DIRECTIONS
Read the records and gather each line that includes "TypeScript".

━━━ DATASET ENTRIES

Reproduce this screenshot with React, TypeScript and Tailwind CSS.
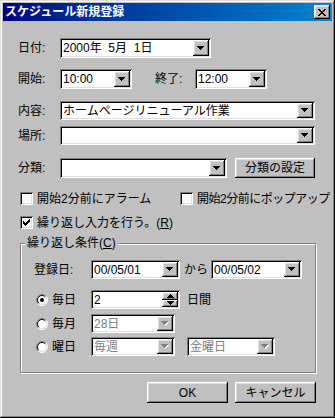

━━━━━━
━━━ DATASET ENTRIES

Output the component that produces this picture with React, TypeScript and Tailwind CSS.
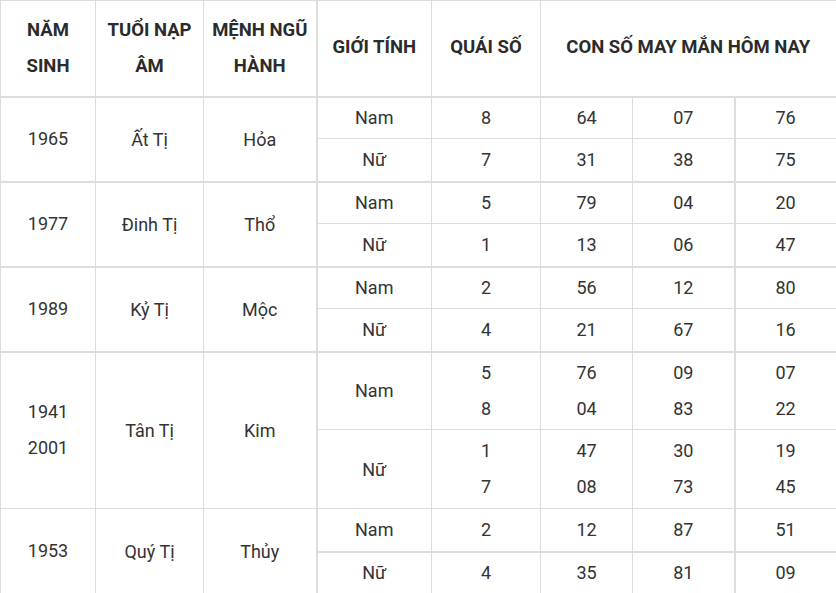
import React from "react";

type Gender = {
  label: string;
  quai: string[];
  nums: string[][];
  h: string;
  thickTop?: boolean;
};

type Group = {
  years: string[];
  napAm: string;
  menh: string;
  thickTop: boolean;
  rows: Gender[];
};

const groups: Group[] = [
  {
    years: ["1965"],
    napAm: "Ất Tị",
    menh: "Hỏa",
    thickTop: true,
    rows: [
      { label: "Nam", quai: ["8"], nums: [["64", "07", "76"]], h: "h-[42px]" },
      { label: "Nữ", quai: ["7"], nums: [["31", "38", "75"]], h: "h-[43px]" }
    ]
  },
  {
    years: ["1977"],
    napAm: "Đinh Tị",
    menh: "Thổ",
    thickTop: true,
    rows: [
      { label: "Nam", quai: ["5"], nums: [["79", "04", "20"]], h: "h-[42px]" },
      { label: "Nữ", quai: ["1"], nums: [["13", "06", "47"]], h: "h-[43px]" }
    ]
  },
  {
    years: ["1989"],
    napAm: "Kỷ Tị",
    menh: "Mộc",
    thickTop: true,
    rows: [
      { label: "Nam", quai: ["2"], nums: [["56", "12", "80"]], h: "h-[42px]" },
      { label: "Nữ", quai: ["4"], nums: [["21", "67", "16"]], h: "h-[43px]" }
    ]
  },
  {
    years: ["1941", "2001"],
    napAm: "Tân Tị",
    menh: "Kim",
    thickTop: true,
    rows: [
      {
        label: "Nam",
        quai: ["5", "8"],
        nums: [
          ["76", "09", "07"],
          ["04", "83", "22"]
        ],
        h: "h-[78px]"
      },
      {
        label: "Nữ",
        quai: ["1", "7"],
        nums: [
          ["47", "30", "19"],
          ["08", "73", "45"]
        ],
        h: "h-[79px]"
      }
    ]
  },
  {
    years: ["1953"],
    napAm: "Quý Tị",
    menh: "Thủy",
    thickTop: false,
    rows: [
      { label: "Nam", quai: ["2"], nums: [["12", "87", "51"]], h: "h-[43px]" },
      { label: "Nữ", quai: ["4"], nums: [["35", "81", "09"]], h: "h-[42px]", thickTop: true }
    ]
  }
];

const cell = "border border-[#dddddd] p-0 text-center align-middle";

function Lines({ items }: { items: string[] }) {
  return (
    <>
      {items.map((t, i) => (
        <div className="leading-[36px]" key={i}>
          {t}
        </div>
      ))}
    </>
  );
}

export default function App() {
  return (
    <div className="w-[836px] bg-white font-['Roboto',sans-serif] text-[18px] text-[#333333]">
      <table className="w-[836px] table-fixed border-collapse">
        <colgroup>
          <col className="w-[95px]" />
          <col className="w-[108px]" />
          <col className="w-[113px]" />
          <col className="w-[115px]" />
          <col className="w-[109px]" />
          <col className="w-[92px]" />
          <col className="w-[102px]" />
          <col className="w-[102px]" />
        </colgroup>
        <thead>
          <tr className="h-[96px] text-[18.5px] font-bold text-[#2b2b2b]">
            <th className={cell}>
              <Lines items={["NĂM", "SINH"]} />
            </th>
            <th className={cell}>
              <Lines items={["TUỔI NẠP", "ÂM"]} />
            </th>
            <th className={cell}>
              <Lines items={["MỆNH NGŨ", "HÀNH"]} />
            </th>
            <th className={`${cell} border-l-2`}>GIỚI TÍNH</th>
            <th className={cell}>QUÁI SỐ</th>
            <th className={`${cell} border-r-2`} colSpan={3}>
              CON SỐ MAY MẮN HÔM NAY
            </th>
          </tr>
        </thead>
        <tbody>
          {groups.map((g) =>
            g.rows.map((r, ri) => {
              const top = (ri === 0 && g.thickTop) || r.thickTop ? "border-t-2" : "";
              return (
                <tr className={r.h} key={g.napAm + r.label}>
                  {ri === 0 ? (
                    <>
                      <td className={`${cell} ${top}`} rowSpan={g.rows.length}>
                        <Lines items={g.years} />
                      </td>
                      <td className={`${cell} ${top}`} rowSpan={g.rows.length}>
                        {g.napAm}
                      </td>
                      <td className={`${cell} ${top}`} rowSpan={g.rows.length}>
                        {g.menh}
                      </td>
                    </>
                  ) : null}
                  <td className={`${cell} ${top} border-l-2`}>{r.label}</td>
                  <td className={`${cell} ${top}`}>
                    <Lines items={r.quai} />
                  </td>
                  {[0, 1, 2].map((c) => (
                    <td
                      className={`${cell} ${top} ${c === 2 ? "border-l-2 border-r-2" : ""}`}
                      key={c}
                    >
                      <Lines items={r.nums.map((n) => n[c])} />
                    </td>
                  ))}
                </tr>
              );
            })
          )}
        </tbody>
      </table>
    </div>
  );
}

━━━━━━

WORKED SOLUTION
Reproduce this screenshot with React, TypeScript and Tailwind CSS.
Output the component that produces this picture with React, TypeScript and Tailwind CSS.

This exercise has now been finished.